Un pavé : « Y’en a marre ! »

par C’est Nabum
jeudi 30 mars 2023

 

Petit précis de l'usage

du parallélépipède rectangle contondant.

 

 

Battre le bitume ou bien le pavé, ce n'est absolument pas la même chose. Jadis, les choses étaient bien plus simples, le pavé jouait son rôle de régulation sociale même s’il imposait à son usage des secousses lors des transports. On peut supposer ainsi que le désagrément initial préparait à la seconde étape, qualifiée souvent d'émeute urbaine.

Notons à ce titre que le pavé courait rarement les chemins à l'exception notable des voies romaines, ce qui écartait singulièrement le risque de barricade lors des jacqueries d'autant plus que le tracteur n'était même pas une éventualité envisageable. La vie des monarques et de leurs troupes était des plus tranquilles.

Le pavé a bien sûr des nostalgiques. D'une tenue parfaite dans le creux de la main, le pavé standard, celui qui n'était pas régulier pour favoriser le passage des équidés, constituait le projectile idéal pour manifester son mécontentement. Il suffisait de venir avec un pique (qui si les choses s'enveniment, pouvait avoir un autre usage) et une pioche pour jouer les terrassiers et espérer paradoxalement faire tomber le pouvoir.

Ce préalable à l'émeute au pavé lors d'une exaspération sociale incontrôlée, supposait d'une part d'être muni de ces deux outils et d'autre part de savoir s'en servir. Nous mesurons ici, combien notre société a tout fait pour écarter ces deux éventualités. Nombre des outils sont désormais électriques et la main d'œuvre autochtone vient cruellement à manquer dans les travaux publics. Le pavé à ce titre reste à sa place faute de compétences.
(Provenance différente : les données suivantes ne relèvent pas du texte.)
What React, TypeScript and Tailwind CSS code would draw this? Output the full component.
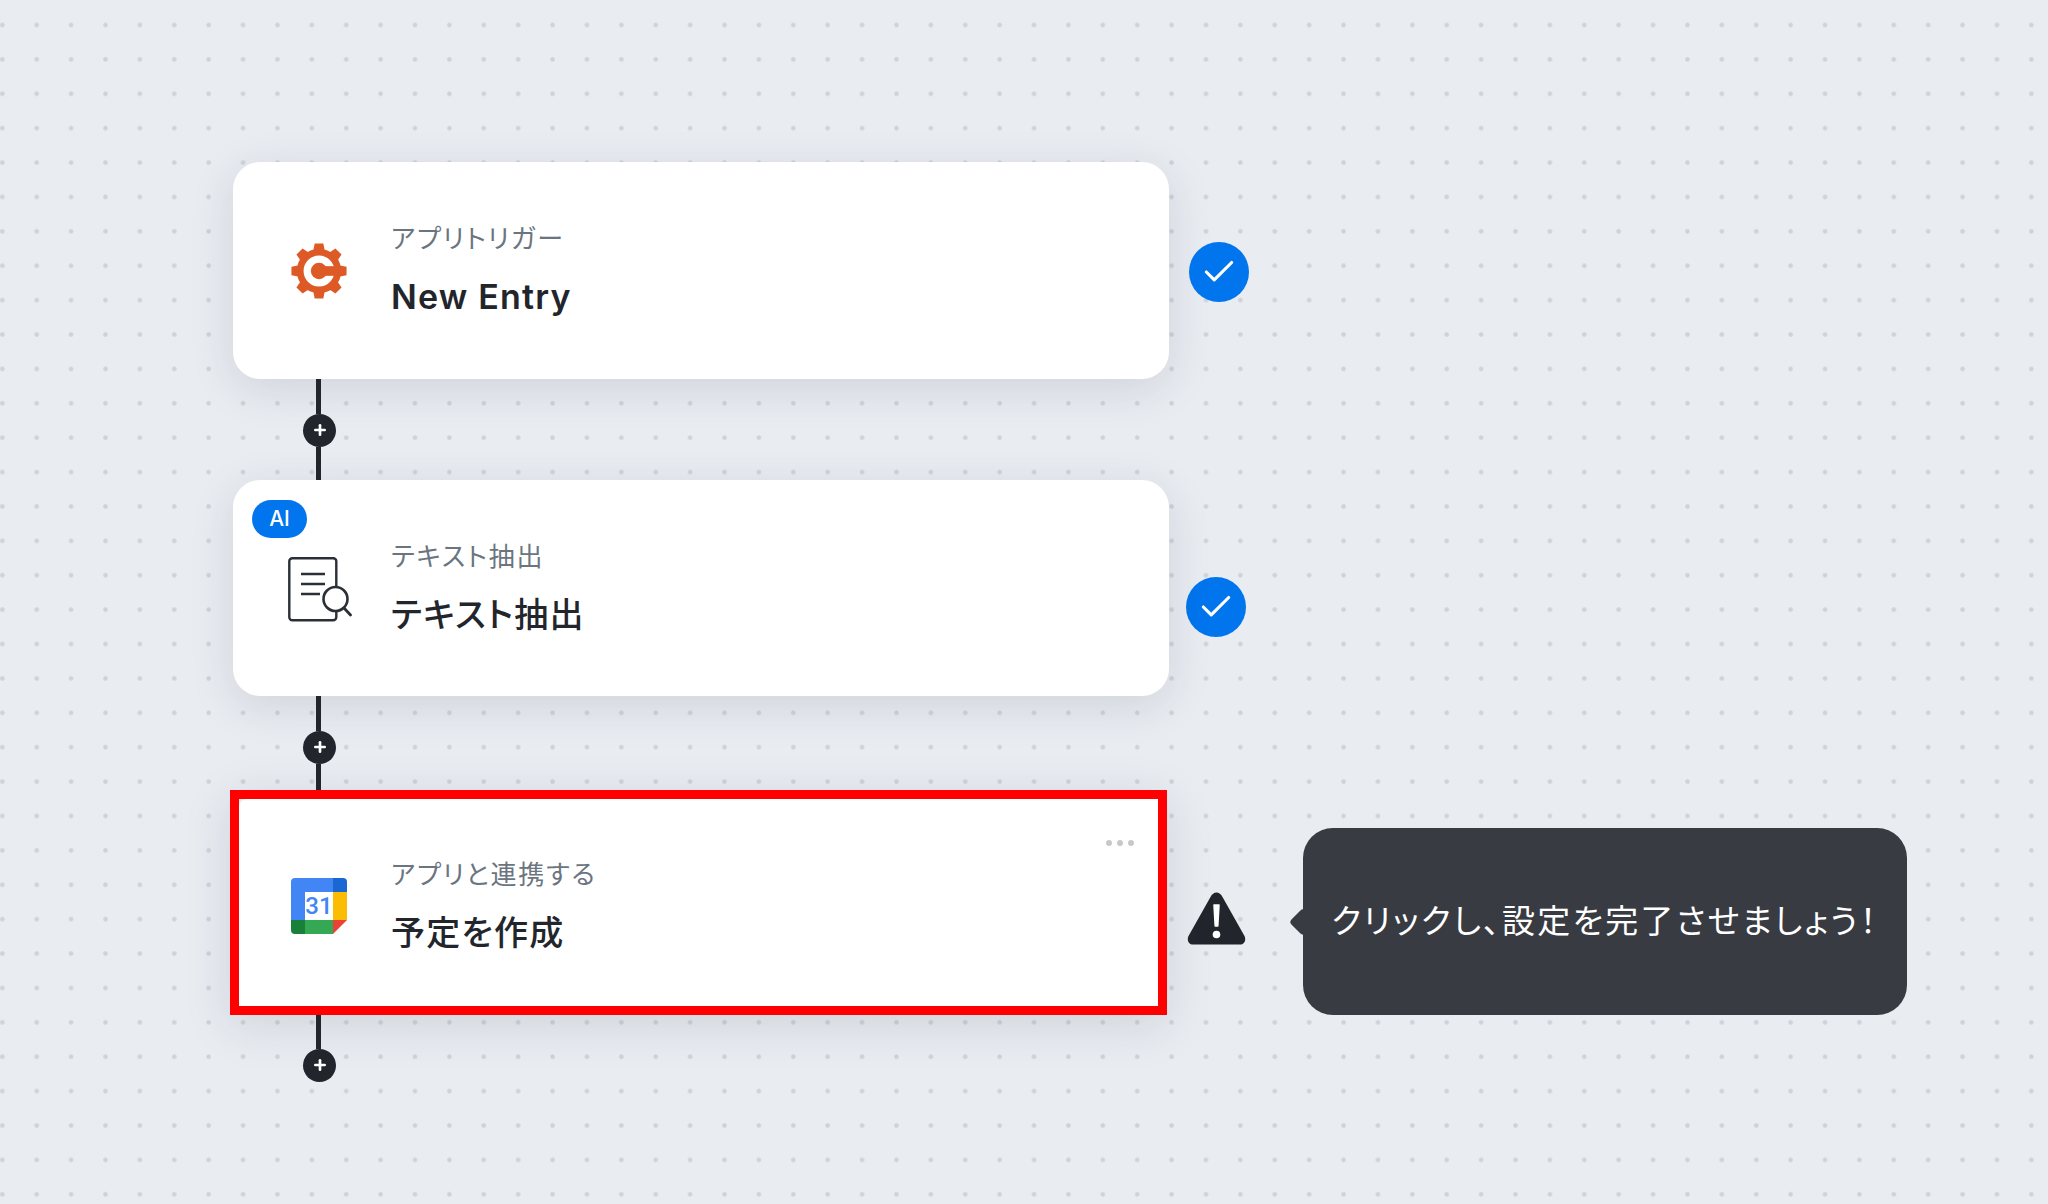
import { Check, Plus } from "lucide-react"
import type { ReactNode } from "react"

const cardShadow = "shadow-[0_10px_44px_rgba(40,50,70,0.13)]"

function GearLogo() {
  return (
    <svg width="60" height="60" viewBox="0 0 60 60" className="block">
      {[0, 45, 90, 135, 180, 225, 270, 315].map((deg) => (
        <path key={deg} d="M25.500 1.500h9l2 11h-13z" fill="#dd5a26" transform={`rotate(${deg} 30 30)`} />
      ))}
      <circle cx="30" cy="30" r="23" fill="#dd5a26" />
      <circle cx="30" cy="30" r="12.2" fill="none" stroke="#fff" strokeWidth="7.5" />
      <rect x="30" y="25" width="20" height="10" fill="#dd5a26" />
    </svg>
  )
}

function DocSearchIcon() {
  return (
    <svg width="64" height="66" viewBox="0 0 64 66" fill="none" stroke="#2b2f36" className="block">
      <rect x="1.3" y="1.3" width="47" height="62" rx="3" strokeWidth="2.4" />
      <path d="M13 17h24M13 27h24M13 37h19" strokeWidth="2.6" />
      <circle cx="47.5" cy="42" r="12" fill="#fff" strokeWidth="2.6" />
      <path d="M56 51l6.5 7" strokeWidth="2.8" strokeLinecap="round" />
    </svg>
  )
}

function CalendarLogo() {
  return (
    <svg width="56" height="56" viewBox="0 0 56 56" className="block">
      <path d="M4 0h38v14H14v28H0V4a4 4 0 0 1 4-4z" fill="#4285f4" />
      <path d="M42 0h10a4 4 0 0 1 4 4v10H42z" fill="#1967d2" />
      <rect x="42" y="14" width="14" height="28" fill="#fbbc04" />
      <rect x="14" y="42" width="28" height="14" fill="#34a853" />
      <path d="M0 42h14v14H4a4 4 0 0 1-4-4z" fill="#188038" />
      <path d="M42 42h14L42 56z" fill="#ea4335" />
      <text x="28" y="36" textAnchor="middle" fontFamily="Roboto, sans-serif" fontWeight="500" fontSize="24" fill="#4285f4">31</text>
    </svg>
  )
}

function WarningIcon() {
  return (
    <svg width="59" height="53" viewBox="0 0 59 53" className="block">
      <path d="M23.500 5 1.500 44C-0.500 48.500 2 52.500 6 52.500h47c4 0 6.500-4 4.500-8.500L35.500 5c-2.800-6-9.200-6-12 0z" fill="#22262c" />
      <path d="M27 13h5l-1.200 21h-2.600z" fill="#fff" stroke="#fff" strokeWidth="1.500" strokeLinejoin="round" />
      <circle cx="29.500" cy="42.500" r="3.800" fill="#fff" />
    </svg>
  )
}

function StepText({ label, title, titleWeight }: { label: string; title: string; titleWeight: string }) {
  return (
    <div className="flex flex-col">
      <span className="text-[26px] leading-[36px] tracking-[1.800px] text-[#6b7580]">{label}</span>
      <span className={`mt-[20px] text-[34px] leading-[40px] tracking-[1.200px] text-[#22262c] ${titleWeight}`}>{title}</span>
    </div>
  )
}

function StepCheck({ className }: { className: string }) {
  return (
    <div className={`flex h-[60px] w-[60px] shrink-0 items-center justify-center rounded-full bg-[#0075ee] ${className}`}>
      <Check size={38} strokeWidth={2} color="#fff" />
    </div>
  )
}

function Connector({ top, bottom }: { top: string; bottom?: string }) {
  return (
    <div className="relative z-10 ml-[70px] flex w-[33px] flex-col items-center">
      <div className={`-ml-[2px] w-[5px] bg-[#22262c] ${top}`} />
      <div className="flex h-[33px] w-[33px] items-center justify-center rounded-full bg-[#22262c]">
        <Plus size={16} strokeWidth={4} color="#fff" />
      </div>
      {bottom && <div className={`-ml-[2px] w-[5px] bg-[#22262c] ${bottom}`} />}
    </div>
  )
}

function IconSlot({ children }: { children: ReactNode }) {
  return <div className="flex w-[58px] shrink-0 items-center justify-center">{children}</div>
}

export default function App() {
  return (
    <div className="h-[1204px] w-[2048px] overflow-hidden bg-[#e9ecf1] bg-[radial-gradient(circle,#ced3da_1.800px,transparent_2.800px)] bg-[size:34.400px_34.400px] bg-[position:-14.900px_7.800px] pl-[233px] pt-[162px] font-[Inter,'Noto_Sans_CJK_JP',sans-serif] [font-feature-settings:'palt']">
      {/* trigger */}
      <div className="flex items-start">
        <div className={`flex h-[217px] w-[936px] items-center gap-[43px] rounded-[27px] bg-white pl-[57px] ${cardShadow}`}>
          <IconSlot><GearLogo /></IconSlot>
          <div className="-mt-[4px]">
            <StepText label="アプリトリガー" title="New Entry" titleWeight="font-semibold" />
          </div>
        </div>
        <StepCheck className="ml-[20px] mt-[80px]" />
      </div>

      <Connector top="h-[34.500px]" bottom="h-[33.500px]" />

      {/* AI step */}
      <div className="flex items-start">
        <div className={`relative flex h-[216px] w-[936px] items-center gap-[43px] rounded-[27px] bg-white pl-[57px] ${cardShadow}`}>
          <span className="absolute left-[19px] top-[20px] flex h-[38px] w-[55px] items-center justify-center rounded-full bg-[#0075ee] text-[21px] font-medium text-white">
            AI
          </span>
          <IconSlot><div className="ml-[1px] mt-[4px]"><DocSearchIcon /></div></IconSlot>
          <div className="-mt-[3px]">
            <StepText label="テキスト抽出" title="テキスト抽出" titleWeight="font-medium" />
          </div>
        </div>
        <StepCheck className="ml-[17px] mt-[97px]" />
      </div>

      <Connector top="h-[34.500px]" bottom="h-[26.500px]" />

      {/* highlighted step */}
      <div className="-ml-[3px] flex items-start">
        <div className={`relative h-[225px] w-[937px] border-[9px] border-[#ff0000] bg-[#e6e9ee] ${cardShadow}`}>
          <div className="relative flex h-full items-center gap-[43px] rounded-tl-[8px] bg-white pl-[51px]">
            <div className="absolute right-[24px] top-[41px] flex gap-[5px]">
              <span className="h-[6px] w-[6px] rounded-full bg-[#c6c8cb]" />
              <span className="h-[6px] w-[6px] rounded-full bg-[#c6c8cb]" />
              <span className="h-[6px] w-[6px] rounded-full bg-[#c6c8cb]" />
            </div>
            <IconSlot><div className="mt-[7px]"><CalendarLogo /></div></IconSlot>
            <div className="mt-[4px]">
              <StepText label="アプリと連携する" title="予定を作成" titleWeight="font-medium" />
            </div>
          </div>
        </div>
        <div className="ml-[20px] mt-[102px] shrink-0">
          <WarningIcon />
        </div>
        <div className="relative ml-[57px] mt-[38px] flex h-[187px] w-[604px] items-center justify-center rounded-[30px] bg-[#383b42] text-[33px] tracking-[2.300px] text-white">
          <span className="absolute -left-[10px] top-[84px] h-[20px] w-[20px] rotate-45 rounded-[4px] bg-[#383b42]" />
          <span className="relative">クリックし、設定を完了させましょう！</span>
        </div>
      </div>

      <Connector top="h-[33.500px]" />
    </div>
  )
}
Autre notion qui n'a sans doute pas échappé aux aménageurs urbains, le pavé contemporain est parfaitement lisse, uniforme (ce qui paradoxalement n'en fait pas un projectile idoine pour viser les policiers) mais le plus souvent de petite taille. Il y aurait trop à faire pour les sortir de terre et bien peu d’efficacité dans leur projection aérienne. Tout au contraire, ses petits pavés sont d'une stabilité incertaine par temps de pluie ou bien lors de l'usage des canons à eau, l'émeutier serait alors bien en peine d'assurer sa stabilité.

Le pavé a donc connu son heure de gloire et a dû céder sa place au tout venant de la contestation. Jeter tout ce qui vous tombe sur la main à la face d'un pouvoir qu'on exècre est d'une facilité enfantine, la ville, siège habituel de la révolte, étant désormais parsemée à qui mieux mieux, d'incitations matérielles au jet compulsif. Je ne vais pas dresser ici la liste de tout ce qui peut servir comme mobilier urbain qui est à la fois abondant et contondant comme si c'était là l'intention de l'aménageur.

Hélas, le problème de la technicité demeure. Sortir un potelet : javelot redoutable ou bien un panneau indicateur : massue idéale, exige de la sueur et des efforts. L'émeutier contemporain n'est ni formé ni désireux de consentir des efforts. Il prend tout ce qui est à portée de main, sans discernement ni cohérence, d'où la difficulté pour les cibles potentielles de parer tous les coups.

Enfin, l'usage des produits inflammables et potentiellement létaux a considérablement progressé laissant l'objet contondant à l'arrière-plan. Une caractéristique du reste partagée par les forces en présence. L'art de la guerre ayant fait des adeptes chez les deux parties qui se font face à face. Devant tant de violence, le pavé est regretté chez les esthètes et les gens raisonnables.

Pour éviter de mettre le feu, non plus aux poudres, mais aux divers produits de synthèse, tous plus prompts les uns que les autres à s'enflammer, revenons à de plus sages préoccupations. Le pavé autobloquant par exemple, qui se trouve surtout dans les allées des belles maisons bourgeoises serait d'un usage des plus simplistes. Le retirer constitue un jeu d'enfant, le tenir en main est aisé et le lancer tout autant. Il ne provoque que de légères contusions, c'est sans doute le point d'achoppement pour les plus extrémistes des provocateurs incontrôlés.

Mon idée tombe à l'eau, c'est sans doute ainsi qu'il est possible de jeter inutilement un pavé dans la mare pour finir par déverser de l'huile sur le feu.